Many eluding arrests result in plea agreements that reduce the Class 6 felony to reckless driving under Virginia Code § 46.2-852, a Class 1 misdemeanor. Courts prefer this outcome because it avoids felony conviction consequences for defendants while still imposing significant penalties. But DMV's SR-22 filing requirement operates under separate administrative rules triggered by the original arrest code, not the final conviction code. If the arrest report lists § 46.2-817 eluding, DMV can mandate SR-22 filing even if you plead to reckless driving. This depends on whether the court notates the original charge on your conviction record sent to DMV. Reckless driving alone doesn't trigger mandatory SR-22 in Virginia, but it still earns 6 demerit points and causes 60-100% insurance rate increases. Carriers treat reckless driving as a major violation equivalent to DUI for pricing purposes. The distinction matters for SR-22 filing duration—if you successfully argue the reduced charge eliminates SR-22 requirement, you avoid the 3-year filing obligation and the associated administrative burden of maintaining continuous proof.

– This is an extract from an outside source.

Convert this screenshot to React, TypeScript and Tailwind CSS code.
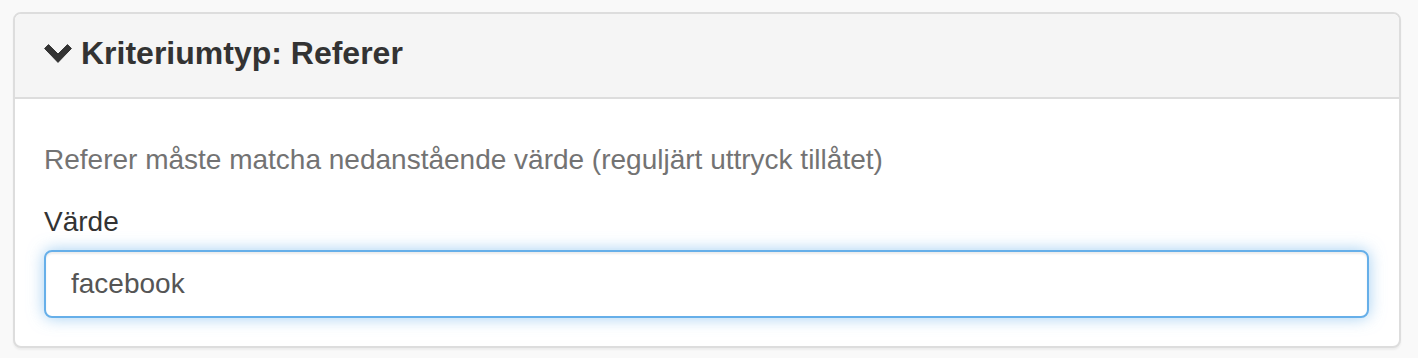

Actions to Take in the Next 30 Days

Request a complete copy of your MVR from Virginia DMV within 5 business days of your court date to confirm exactly what violation appears and whether SR-22 filing is listed as a requirement. DMV posts convictions faster than most people expect, and knowing your exact record status determines your carrier options. Get quotes from at least 3 non-standard carriers before your current policy renews. Binding a new policy before your current carrier discovers the violation and drops you preserves your ability to choose among competing non-standard options rather than accepting whichever carrier your agent places you with after non-renewal. Price differences among non-standard carriers for identical coverage exceed 40% in Virginia. If your current carrier hasn't discovered the violation yet and your renewal is more than 60 days away, compare the cost of staying versus switching now. Some drivers save money by switching immediately to a non-standard carrier offering new-customer discounts rather than waiting for their standard carrier to apply mid-term surcharges or non-renew them into a panic shopping situation with fewer options. Maintain continuous coverage with zero gaps longer than 24 hours. SR-22 lapses trigger automatic license suspension in Virginia, and reinstatement requires paying a $145 fee plus refiling SR-22 and waiting 30 days before DMV processes reinstatement. A single missed payment that causes policy cancellation creates a compliance failure that costs more to fix than 6 months of premiums.